==== Dataset extract ====

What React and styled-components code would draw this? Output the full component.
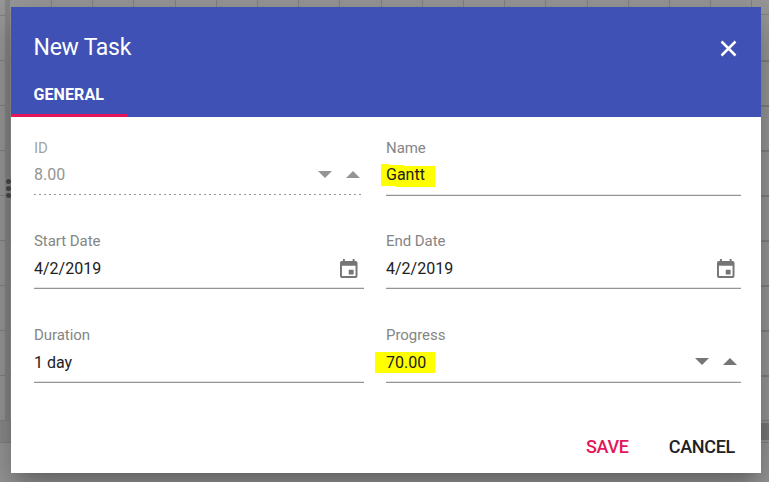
import React from "react";
import styled, { createGlobalStyle, css } from "styled-components";

const GlobalStyle = createGlobalStyle`
  * { box-sizing: border-box; }
  html, body { margin: 0; overflow: hidden; }
  body { font-family: Roboto, "Liberation Sans", sans-serif; }
`;

const Backdrop = styled.div`
  position: relative;
  display: flex;
  width: 769px;
  height: 482px;
  padding: 7px 8px 9px 11px;
  overflow: hidden;
  background:
    linear-gradient(#7c7c7c, #7c7c7c) 761px 423px / 8px 17px no-repeat,
    linear-gradient(#8d8d8d, #8d8d8d) 0 421px / 11px 21px no-repeat,
    linear-gradient(#838383, #838383) 0 442px / 100% 1px no-repeat,
    linear-gradient(#999, #999) 0 443px / 100% 39px no-repeat,
    linear-gradient(#878787, #878787) 5px 0 / 5px 442px no-repeat,
    repeating-linear-gradient(#838383 0 1px, transparent 1px 45px) 0 15px / 11px 406px no-repeat,
    repeating-linear-gradient(#838383 0 2px, transparent 2px 45px) 761px 60px / 8px 361px no-repeat,
    linear-gradient(#838383, #838383) 761px 14px / 8px 1px no-repeat,
    repeating-linear-gradient(90deg, #848484 0 1px, transparent 1px 41.200px) 51px 0 / 100% 14px no-repeat,
    #999;
`;

const SplitHandle = styled.div`
  position: absolute;
  left: 5px;
  top: 177px;
  display: flex;
  flex-direction: column;
  gap: 2px;
  width: 7px;
  height: 23px;
  padding: 2px 0 0 1px;
  background: #8b8b8b;
`;

const HandleDot = styled.span`
  width: 5px;
  height: 5px;
  flex: none;
  border-radius: 50%;
  background: #4b4b4b;
`;

const Dialog = styled.section`
  position: relative;
  display: flex;
  flex-direction: column;
  flex: 1;
  background: #fff;
  box-shadow: 0 11px 15px -7px rgba(0, 0, 0, 0.2), 0 24px 38px 3px rgba(0, 0, 0, 0.14),
    0 9px 46px 8px rgba(0, 0, 0, 0.12);
`;

const Header = styled.header`
  display: flex;
  flex-direction: column;
  height: 110px;
  background: #3f51b5;
  color: #fff;
`;

const TitleBar = styled.div`
  display: flex;
  align-items: center;
  justify-content: space-between;
  height: 66px;
  padding: 15px 24px 0 22.500px;
`;

const Title = styled.h1`
  margin: 0;
  font-size: 23px;
  font-weight: 400;
  line-height: 30px;
  letter-spacing: -0.25px;
`;

const IconButton = styled.button`
  display: flex;
  padding: 2px 0 0;
  border: 0;
  background: none;
  color: inherit;
`;

const Tab = styled.button`
  width: 116px;
  height: 44px;
  padding: 2px 0 0 22.500px;
  border: 0;
  border-bottom: 3px solid #e3165b;
  background: none;
  color: #fff;
  font: 700 16px/39px Roboto, sans-serif;
  letter-spacing: 0.1px;
  text-align: left;
`;

const Form = styled.form`
  display: grid;
  grid-template-columns: 330px 355px;
  grid-template-rows: 93px 94px 94px;
  column-gap: 22px;
  padding: 21px 20px 0 23px;
`;

const Field = styled.div`
  display: flex;
  flex-direction: column;
  color: ${(p) => (p.$disabled ? "#949494" : "#212121")};
`;

const Label = styled.label`
  height: 20px;
  color: ${(p) => (p.$disabled ? "#a3a3a3" : "#858585")};
  font-size: 15px;
  line-height: 20px;
  letter-spacing: -0.05px;
`;

const ValueRow = styled.div`
  display: flex;
  align-items: center;
  justify-content: space-between;
  ${(p) =>
    p.$disabled
      ? css`
          width: 328px;
          height: 37px;
          padding-bottom: 4px;
          background: repeating-linear-gradient(90deg, #949494 0 2px, transparent 2px 5px) 0 100% / 100% 1px no-repeat;
        `
      : css`
          height: 38px;
          padding-bottom: ${p.$raised ? 3 : 1}px;
          border-bottom: 1px solid #949494;
          box-shadow: inset 0 -1px #e4e4e4;
        `}
`;

const Value = styled.span`
  position: relative;
  z-index: 0;
  font-size: 16px;
  line-height: 22px;
`;

const Marker = styled.span`
  position: absolute;
  z-index: -1;
  background: #ff0;
  ${(p) =>
    p.$kind === "name"
      ? css`
          left: -5px;
          top: 0;
          width: 54px;
          height: 23px;
          clip-path: polygon(0 0, 9px 0, 9px 1px, 23px 1px, 23px 2px, 54px 2px, 54px 23px, 15px 23px, 15px 22px, 0 22px);
        `
      : css`
          left: -11px;
          top: 0;
          width: 60px;
          height: 21px;
        `}
`;

const Tools = styled.span`
  display: flex;
  gap: ${(p) => (p.$disabled ? 13.5 : 14)}px;
  padding-right: ${(p) => p.$inset}px;
  padding-bottom: ${(p) => p.$lift || 0}px;
  color: ${(p) => (p.$disabled ? "#949494" : "#757575")};
`;

const Footer = styled.footer`
  display: flex;
  justify-content: flex-end;
  gap: 40px;
  margin-top: auto;
  padding: 0 26px 14px 0;
`;

const Action = styled.button`
  padding: 0;
  border: 0;
  background: none;
  color: ${(p) => (p.$primary ? "#e3165b" : "#212121")};
  font: 500 18px/24px Roboto, sans-serif;
  letter-spacing: -0.3px;
`;

const CloseIcon = () => (
  <svg width="17" height="17" viewBox="0 0 17 17" stroke="currentColor" strokeWidth="2.5">
    <path d="M1.5 1.5 15.5 15.5M15.5 1.5 1.5 15.5" />
  </svg>
);

const CalendarIcon = () => (
  <svg width="17.500" height="19.500" viewBox="0 0 18 20" fill="currentColor" preserveAspectRatio="none">
    <path
      fillRule="evenodd"
      d="M3 0h2v2h8V0h2v2h1a2 2 0 0 1 2 2v13.500a2 2 0 0 1-2 2H2a2 2 0 0 1-2-2V4a2 2 0 0 1 2-2h1ZM2 7v10.500h14V7ZM9 11h5v5H9Z"
    />
  </svg>
);

const Arrow = ({ up }) => (
  <svg width="14" height="7" viewBox="0 0 14 7" fill="currentColor">
    <path d={up ? "M0 7 7 0l7 7Z" : "M0 0h14L7 7Z"} />
  </svg>
);

const fields = [
  { label: "ID", value: "8.00", kind: "number", disabled: true, inset: 2.5 },
  { label: "Name", value: "Gantt", marker: "name", raised: true },
  { label: "Start Date", value: "4/2/2019", kind: "date", inset: 6.5, lift: 0.5 },
  { label: "End Date", value: "4/2/2019", kind: "date", inset: 6.5, lift: 0.5 },
  { label: "Duration", value: "1 day" },
  { label: "Progress", value: "70.00", kind: "number", marker: "progress", inset: 4, lift: 3 },
];

export default function App() {
  return (
    <>
      <GlobalStyle />
      <Backdrop>
        <SplitHandle>
          <HandleDot />
          <HandleDot />
          <HandleDot />
        </SplitHandle>
        <Dialog>
          <Header>
            <TitleBar>
              <Title>New Task</Title>
              <IconButton aria-label="Close">
                <CloseIcon />
              </IconButton>
            </TitleBar>
            <Tab>GENERAL</Tab>
          </Header>
          <Form>
            {fields.map((f) => (
              <Field key={f.label} $disabled={f.disabled}>
                <Label $disabled={f.disabled}>{f.label}</Label>
                <ValueRow $disabled={f.disabled} $raised={f.raised}>
                  <Value>
                    {f.marker && <Marker $kind={f.marker} />}
                    {f.value}
                  </Value>
                  {f.kind && (
                    <Tools $inset={f.inset} $lift={f.lift} $disabled={f.disabled}>
                      {f.kind === "date" ? (
                        <CalendarIcon />
                      ) : (
                        <>
                          <Arrow />
                          <Arrow up />
                        </>
                      )}
                    </Tools>
                  )}
                </ValueRow>
              </Field>
            ))}
          </Form>
          <Footer>
            <Action $primary>SAVE</Action>
            <Action>CANCEL</Action>
          </Footer>
        </Dialog>
      </Backdrop>
    </>
  );
}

====

Among the lines above, determine how many hold the word "React"; report the figure alone.

Answer to the exercise: 2